Recorded data
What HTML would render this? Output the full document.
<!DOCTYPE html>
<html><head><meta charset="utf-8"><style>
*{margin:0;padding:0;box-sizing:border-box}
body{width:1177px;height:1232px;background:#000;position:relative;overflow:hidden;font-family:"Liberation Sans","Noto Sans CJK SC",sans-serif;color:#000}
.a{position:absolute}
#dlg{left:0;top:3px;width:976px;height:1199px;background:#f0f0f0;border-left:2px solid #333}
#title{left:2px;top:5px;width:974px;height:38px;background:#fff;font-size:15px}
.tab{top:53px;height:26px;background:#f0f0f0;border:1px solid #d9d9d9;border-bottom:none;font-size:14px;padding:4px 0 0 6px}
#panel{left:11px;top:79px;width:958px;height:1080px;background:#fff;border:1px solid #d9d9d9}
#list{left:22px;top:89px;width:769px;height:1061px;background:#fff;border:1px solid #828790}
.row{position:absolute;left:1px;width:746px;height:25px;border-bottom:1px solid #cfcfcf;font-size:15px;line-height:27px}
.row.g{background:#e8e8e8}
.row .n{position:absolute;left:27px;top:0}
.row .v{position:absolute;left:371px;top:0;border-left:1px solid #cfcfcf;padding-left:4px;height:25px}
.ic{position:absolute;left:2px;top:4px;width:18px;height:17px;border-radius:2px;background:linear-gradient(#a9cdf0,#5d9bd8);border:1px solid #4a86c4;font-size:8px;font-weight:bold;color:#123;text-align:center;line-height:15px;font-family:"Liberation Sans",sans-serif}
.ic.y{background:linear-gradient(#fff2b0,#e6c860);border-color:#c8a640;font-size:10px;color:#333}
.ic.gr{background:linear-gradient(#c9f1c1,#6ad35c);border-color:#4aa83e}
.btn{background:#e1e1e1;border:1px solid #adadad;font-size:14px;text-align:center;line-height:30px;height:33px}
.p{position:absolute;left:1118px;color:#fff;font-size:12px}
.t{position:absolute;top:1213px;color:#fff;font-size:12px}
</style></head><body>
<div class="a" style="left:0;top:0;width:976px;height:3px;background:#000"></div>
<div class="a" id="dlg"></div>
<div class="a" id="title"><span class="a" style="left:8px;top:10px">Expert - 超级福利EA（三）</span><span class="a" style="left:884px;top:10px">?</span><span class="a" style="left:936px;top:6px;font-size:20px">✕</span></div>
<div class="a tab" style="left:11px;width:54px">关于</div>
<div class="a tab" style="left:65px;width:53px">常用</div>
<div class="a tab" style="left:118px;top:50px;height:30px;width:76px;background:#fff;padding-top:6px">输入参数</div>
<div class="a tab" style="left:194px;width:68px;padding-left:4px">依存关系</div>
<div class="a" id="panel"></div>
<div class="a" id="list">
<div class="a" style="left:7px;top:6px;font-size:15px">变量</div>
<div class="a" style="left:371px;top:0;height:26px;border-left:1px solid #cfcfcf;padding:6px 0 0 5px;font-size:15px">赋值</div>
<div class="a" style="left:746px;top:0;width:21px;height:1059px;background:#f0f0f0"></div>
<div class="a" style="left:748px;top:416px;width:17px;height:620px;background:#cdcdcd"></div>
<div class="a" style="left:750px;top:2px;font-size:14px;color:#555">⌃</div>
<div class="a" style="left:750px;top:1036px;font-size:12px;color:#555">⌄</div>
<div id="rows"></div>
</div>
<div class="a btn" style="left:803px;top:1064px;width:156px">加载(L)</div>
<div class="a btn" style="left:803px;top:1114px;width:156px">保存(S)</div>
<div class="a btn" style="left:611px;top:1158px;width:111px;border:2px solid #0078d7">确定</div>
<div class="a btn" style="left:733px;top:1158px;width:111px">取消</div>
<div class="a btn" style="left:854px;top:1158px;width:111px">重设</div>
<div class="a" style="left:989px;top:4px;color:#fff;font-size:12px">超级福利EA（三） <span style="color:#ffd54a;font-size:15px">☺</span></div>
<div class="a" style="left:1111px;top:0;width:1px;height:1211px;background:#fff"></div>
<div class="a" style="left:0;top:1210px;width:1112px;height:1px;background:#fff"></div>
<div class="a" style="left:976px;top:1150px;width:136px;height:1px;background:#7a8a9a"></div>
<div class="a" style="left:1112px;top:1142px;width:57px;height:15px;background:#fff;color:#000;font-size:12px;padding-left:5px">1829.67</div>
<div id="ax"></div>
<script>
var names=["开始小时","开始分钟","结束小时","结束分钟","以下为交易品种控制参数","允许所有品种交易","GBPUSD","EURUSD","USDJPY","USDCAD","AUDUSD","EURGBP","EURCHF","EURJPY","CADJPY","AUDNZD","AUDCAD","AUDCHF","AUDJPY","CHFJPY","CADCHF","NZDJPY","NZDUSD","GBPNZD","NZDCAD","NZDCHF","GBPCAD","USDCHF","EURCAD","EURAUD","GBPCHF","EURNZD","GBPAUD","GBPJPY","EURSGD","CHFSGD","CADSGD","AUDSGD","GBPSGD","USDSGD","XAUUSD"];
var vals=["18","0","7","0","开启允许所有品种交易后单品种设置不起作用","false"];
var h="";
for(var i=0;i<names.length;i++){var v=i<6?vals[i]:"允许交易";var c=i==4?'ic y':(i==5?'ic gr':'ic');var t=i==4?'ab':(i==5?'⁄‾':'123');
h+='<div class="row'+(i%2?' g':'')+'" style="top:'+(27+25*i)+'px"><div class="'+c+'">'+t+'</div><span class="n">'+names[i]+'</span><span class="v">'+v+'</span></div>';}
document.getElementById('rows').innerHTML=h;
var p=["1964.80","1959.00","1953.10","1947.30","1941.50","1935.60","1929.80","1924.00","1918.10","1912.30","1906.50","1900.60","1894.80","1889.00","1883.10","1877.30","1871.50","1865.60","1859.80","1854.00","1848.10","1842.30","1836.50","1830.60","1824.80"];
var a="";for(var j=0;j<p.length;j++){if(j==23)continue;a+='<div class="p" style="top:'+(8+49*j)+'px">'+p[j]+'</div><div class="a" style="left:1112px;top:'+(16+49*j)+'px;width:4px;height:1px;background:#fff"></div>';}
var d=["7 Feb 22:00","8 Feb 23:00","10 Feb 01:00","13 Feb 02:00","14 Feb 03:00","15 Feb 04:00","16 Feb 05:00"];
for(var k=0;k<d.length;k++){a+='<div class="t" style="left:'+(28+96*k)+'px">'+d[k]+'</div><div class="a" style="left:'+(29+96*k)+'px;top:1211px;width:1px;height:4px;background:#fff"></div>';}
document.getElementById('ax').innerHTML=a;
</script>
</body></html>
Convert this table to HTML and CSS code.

### [TASK PROMPT]
Extract each line of the listing above, copying it word for word.

### [OUTPUT FOR THIS EXERCISE]
What HTML would render this? Output the full document.
<!DOCTYPE html>
<html><head><meta charset="utf-8"><style>
*{margin:0;padding:0;box-sizing:border-box}
body{width:1177px;height:1232px;background:#000;position:relative;overflow:hidden;font-family:"Liberation Sans","Noto Sans CJK SC",sans-serif;color:#000}
.a{position:absolute}
#dlg{left:0;top:3px;width:976px;height:1199px;background:#f0f0f0;border-left:2px solid #333}
#title{left:2px;top:5px;width:974px;height:38px;background:#fff;font-size:15px}
.tab{top:53px;height:26px;background:#f0f0f0;border:1px solid #d9d9d9;border-bottom:none;font-size:14px;padding:4px 0 0 6px}
#panel{left:11px;top:79px;width:958px;height:1080px;background:#fff;border:1px solid #d9d9d9}
#list{left:22px;top:89px;width:769px;height:1061px;background:#fff;border:1px solid #828790}
.row{position:absolute;left:1px;width:746px;height:25px;border-bottom:1px solid #cfcfcf;font-size:15px;line-height:27px}
.row.g{background:#e8e8e8}
.row .n{position:absolute;left:27px;top:0}
.row .v{position:absolute;left:371px;top:0;border-left:1px solid #cfcfcf;padding-left:4px;height:25px}
.ic{position:absolute;left:2px;top:4px;width:18px;height:17px;border-radius:2px;background:linear-gradient(#a9cdf0,#5d9bd8);border:1px solid #4a86c4;font-size:8px;font-weight:bold;color:#123;text-align:center;line-height:15px;font-family:"Liberation Sans",sans-serif}
.ic.y{background:linear-gradient(#fff2b0,#e6c860);border-color:#c8a640;font-size:10px;color:#333}
.ic.gr{background:linear-gradient(#c9f1c1,#6ad35c);border-color:#4aa83e}
.btn{background:#e1e1e1;border:1px solid #adadad;font-size:14px;text-align:center;line-height:30px;height:33px}
.p{position:absolute;left:1118px;color:#fff;font-size:12px}
.t{position:absolute;top:1213px;color:#fff;font-size:12px}
</style></head><body>
<div class="a" style="left:0;top:0;width:976px;height:3px;background:#000"></div>
<div class="a" id="dlg"></div>
<div class="a" id="title"><span class="a" style="left:8px;top:10px">Expert - 超级福利EA（三）</span><span class="a" style="left:884px;top:10px">?</span><span class="a" style="left:936px;top:6px;font-size:20px">✕</span></div>
<div class="a tab" style="left:11px;width:54px">关于</div>
<div class="a tab" style="left:65px;width:53px">常用</div>
<div class="a tab" style="left:118px;top:50px;height:30px;width:76px;background:#fff;padding-top:6px">输入参数</div>
<div class="a tab" style="left:194px;width:68px;padding-left:4px">依存关系</div>
<div class="a" id="panel"></div>
<div class="a" id="list">
<div class="a" style="left:7px;top:6px;font-size:15px">变量</div>
<div class="a" style="left:371px;top:0;height:26px;border-left:1px solid #cfcfcf;padding:6px 0 0 5px;font-size:15px">赋值</div>
<div class="a" style="left:746px;top:0;width:21px;height:1059px;background:#f0f0f0"></div>
<div class="a" style="left:748px;top:416px;width:17px;height:620px;background:#cdcdcd"></div>
<div class="a" style="left:750px;top:2px;font-size:14px;color:#555">⌃</div>
<div class="a" style="left:750px;top:1036px;font-size:12px;color:#555">⌄</div>
<div id="rows"></div>
</div>
<div class="a btn" style="left:803px;top:1064px;width:156px">加载(L)</div>
<div class="a btn" style="left:803px;top:1114px;width:156px">保存(S)</div>
<div class="a btn" style="left:611px;top:1158px;width:111px;border:2px solid #0078d7">确定</div>
<div class="a btn" style="left:733px;top:1158px;width:111px">取消</div>
<div class="a btn" style="left:854px;top:1158px;width:111px">重设</div>
<div class="a" style="left:989px;top:4px;color:#fff;font-size:12px">超级福利EA（三） <span style="color:#ffd54a;font-size:15px">☺</span></div>
<div class="a" style="left:1111px;top:0;width:1px;height:1211px;background:#fff"></div>
<div class="a" style="left:0;top:1210px;width:1112px;height:1px;background:#fff"></div>
<div class="a" style="left:976px;top:1150px;width:136px;height:1px;background:#7a8a9a"></div>
<div class="a" style="left:1112px;top:1142px;width:57px;height:15px;background:#fff;color:#000;font-size:12px;padding-left:5px">1829.67</div>
<div id="ax"></div>
<script>
var names=["开始小时","开始分钟","结束小时","结束分钟","以下为交易品种控制参数","允许所有品种交易","GBPUSD","EURUSD","USDJPY","USDCAD","AUDUSD","EURGBP","EURCHF","EURJPY","CADJPY","AUDNZD","AUDCAD","AUDCHF","AUDJPY","CHFJPY","CADCHF","NZDJPY","NZDUSD","GBPNZD","NZDCAD","NZDCHF","GBPCAD","USDCHF","EURCAD","EURAUD","GBPCHF","EURNZD","GBPAUD","GBPJPY","EURSGD","CHFSGD","CADSGD","AUDSGD","GBPSGD","USDSGD","XAUUSD"];
var vals=["18","0","7","0","开启允许所有品种交易后单品种设置不起作用","false"];
var h="";
for(var i=0;i<names.length;i++){var v=i<6?vals[i]:"允许交易";var c=i==4?'ic y':(i==5?'ic gr':'ic');var t=i==4?'ab':(i==5?'⁄‾':'123');
h+='<div class="row'+(i%2?' g':'')+'" style="top:'+(27+25*i)+'px"><div class="'+c+'">'+t+'</div><span class="n">'+names[i]+'</span><span class="v">'+v+'</span></div>';}
document.getElementById('rows').innerHTML=h;
var p=["1964.80","1959.00","1953.10","1947.30","1941.50","1935.60","1929.80","1924.00","1918.10","1912.30","1906.50","1900.60","1894.80","1889.00","1883.10","1877.30","1871.50","1865.60","1859.80","1854.00","1848.10","1842.30","1836.50","1830.60","1824.80"];
var a="";for(var j=0;j<p.length;j++){if(j==23)continue;a+='<div class="p" style="top:'+(8+49*j)+'px">'+p[j]+'</div><div class="a" style="left:1112px;top:'+(16+49*j)+'px;width:4px;height:1px;background:#fff"></div>';}
var d=["7 Feb 22:00","8 Feb 23:00","10 Feb 01:00","13 Feb 02:00","14 Feb 03:00","15 Feb 04:00","16 Feb 05:00"];
for(var k=0;k<d.length;k++){a+='<div class="t" style="left:'+(28+96*k)+'px">'+d[k]+'</div><div class="a" style="left:'+(29+96*k)+'px;top:1211px;width:1px;height:4px;background:#fff"></div>';}
document.getElementById('ax').innerHTML=a;
</script>
</body></html>
Convert this table to HTML and CSS code.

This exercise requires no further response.